Example Calculations

Example A (Storage): Useful volume = 780 m³, total volume = 1000 m³. Volume efficiency = 78%.

Example B (Engine): 2.0 L engine at 6000 RPM, actual airflow 220 CFM (4-stroke). Convert displacement: 2.0 L ≈ 122.05 in³. Theoretical airflow ≈ (122.05 × 6000)/3456 ≈ 211.9 CFM. VE ≈ 103.8%.

Example C (Compressor): Actual intake 0.82 L/rev, swept volume 1.00 L/rev. Volumetric efficiency = 82%.

Frequently Asked Questions

Is volume efficiency the same as energy efficiency?
No. Volume efficiency measures how effectively volume is used or filled; energy efficiency measures useful energy output relative to energy input.

Can volumetric efficiency be greater than 100%?
Yes, especially in forced-induction engines where intake pressure increases cylinder filling beyond geometric displacement assumptions.

What is a good volume efficiency value?
It depends on application, design, and operating conditions.
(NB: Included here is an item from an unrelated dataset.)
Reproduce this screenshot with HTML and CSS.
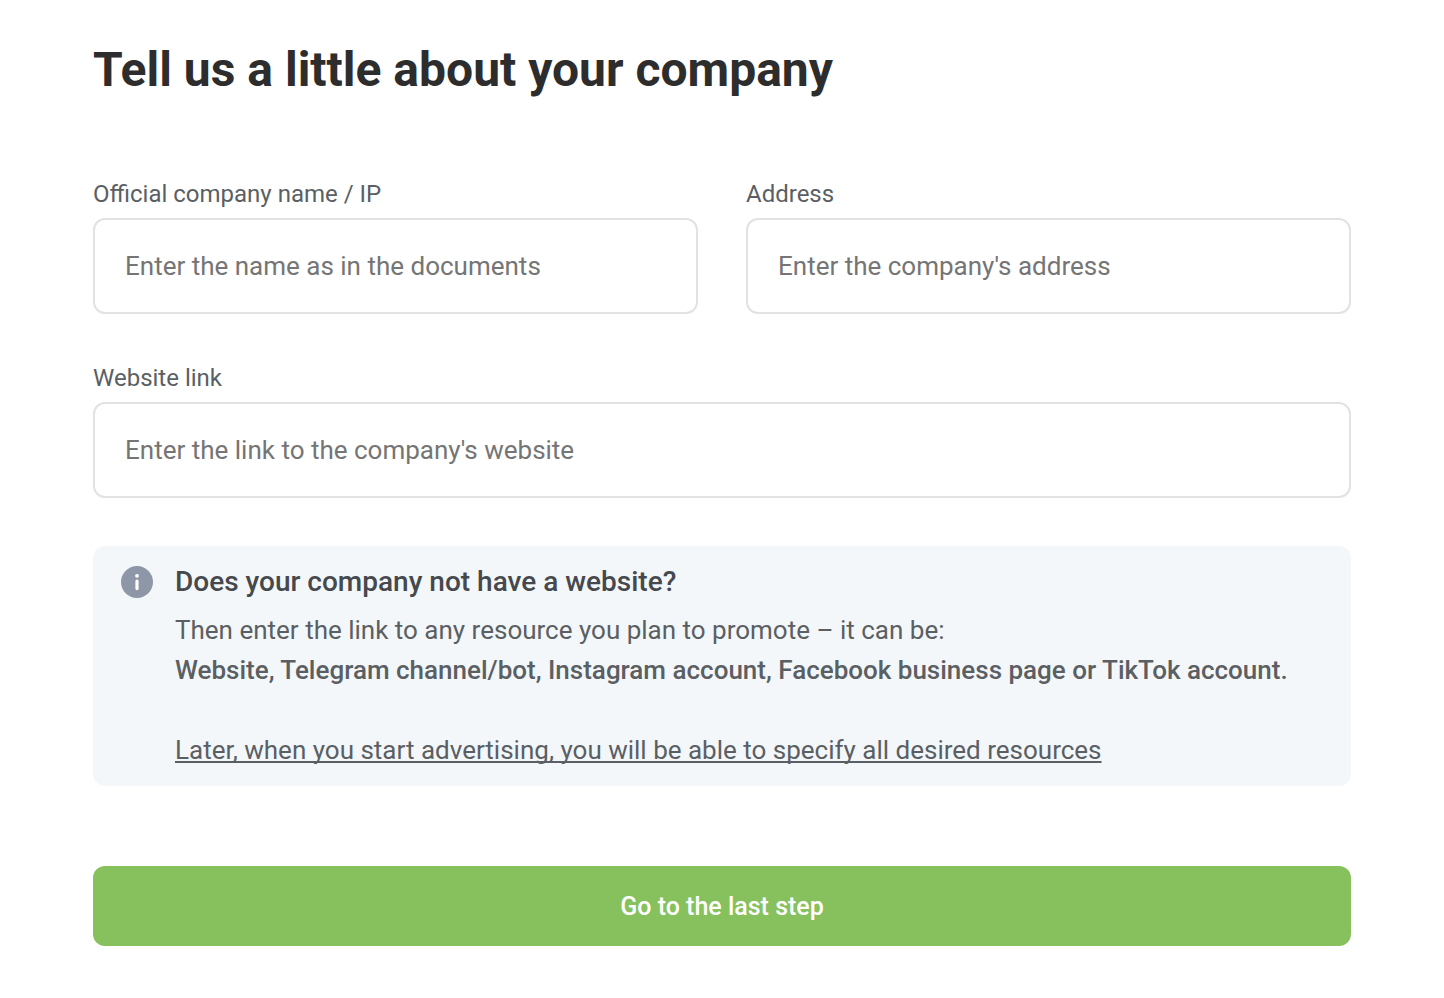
FILE: index.html
```html
<!DOCTYPE html>
<html lang="en">

<head>
    <meta charset="utf-8">
    <title>Tell us a little about your company</title>
    <link rel="stylesheet" href="styles.css">
</head>

<body>
    <main class="page">
        <h1 class="title">Tell us a little about your company</h1>
        <form class="form" action="">
            <div class="field">
                <label for="name">Official company name / IP</label>
                <input type="text" id="name" placeholder="Enter the name as in the documents" autocomplete="off">
            </div>
            <div class="field">
                <label for="address">Address</label>
                <input type="text" id="address" placeholder="Enter the company's address" autocomplete="off">
            </div>
            <div class="field wide">
                <label for="website">Website link</label>
                <input type="text" id="website" placeholder="Enter the link to the company's website" autocomplete="off">
            </div>
            <div class="info wide">
                <svg class="info-icon" viewBox="0 0 32 32" aria-hidden="true">
                    <circle cx="16" cy="16" r="16" fill="#8e97a8" />
                    <circle cx="16" cy="9.8" r="1.9" fill="#fff" />
                    <rect x="14.4" y="13.4" width="3.2" height="10.8" rx="1.6" fill="#fff" />
                </svg>
                <div>
                    <h2 class="info-title">Does your company not have a website?</h2>
                    <p>Then enter the link to any resource you plan to promote – it can be:</p>
                    <p class="strong">Website, Telegram channel/bot, Instagram account, Facebook business page or TikTok account.</p>
                    <p class="note">Later, when you start advertising, you will be able to specify all desired resources</p>
                </div>
            </div>
            <button class="submit wide" type="submit">Go to the last step</button>
        </form>
    </main>
</body>

</html>
```

FILE: styles.css
```css
body {
    margin: 0;
    background: #fff;
    color: #5a5f64;
    font-family: Roboto, "Liberation Sans", sans-serif;
}

.page {
    padding: 40px 93px 52px;
}

.title {
    margin: 0 0 78px;
    color: #2d2d2d;
    font-size: 48px;
    font-weight: 700;
    line-height: 60px;
}

.form {
    display: grid;
    grid-template-columns: 1fr 1fr;
    gap: 48px;
}

.wide {
    grid-column: 1 / -1;
}

.field {
    display: flex;
    flex-direction: column;
    gap: 8px;
}

.field label {
    font-size: 24px;
    line-height: 32px;
}

.field input {
    box-sizing: border-box;
    width: 100%;
    height: 96px;
    padding: 0 30px;
    border: 2px solid #e2e2e3;
    border-radius: 12px;
    background: #fff;
    color: #2d2d2d;
    font-family: inherit;
    font-size: 26px;
}

.field input::placeholder {
    color: #757575;
}

.info {
    display: flex;
    gap: 22px;
    padding: 16px 28px;
    border-radius: 12px;
    background: #f4f7f9;
}

.info-icon {
    flex: none;
    width: 32px;
    height: 32px;
    margin-top: 4px;
}

.info-title {
    margin: 0 0 8px;
    color: #45494d;
    font-size: 28px;
    font-weight: 500;
    line-height: 40px;
}

.info p {
    margin: 0;
    font-size: 26px;
    line-height: 40px;
}

.info .strong {
    font-weight: 500;
}

.info .note {
    margin-top: 40px;
    text-decoration: underline;
    text-decoration-skip-ink: none;
}

.submit {
    height: 80px;
    margin-top: 32px;
    border: none;
    border-radius: 12px;
    background: #86c15d;
    color: #fff;
    font-family: inherit;
    font-size: 25px;
    font-weight: 500;
    cursor: pointer;
}
```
Use peer benchmarks and your own historical trend data for accurate interpretation.

How often should I calculate volume efficiency?
For stable operations, weekly or monthly may be enough. For dynamic systems, daily or per-shift monitoring can reveal issues early.

Conclusion

A reliable volume efficiency calculator gives you a fast and standardized way to quantify performance. By combining precise input data, correct formulas, and regular trend tracking, you can turn a simple percentage into a powerful operational control metric. Use the calculator above to evaluate current performance, then apply targeted improvements to raise efficiency, reduce losses, and improve system productivity.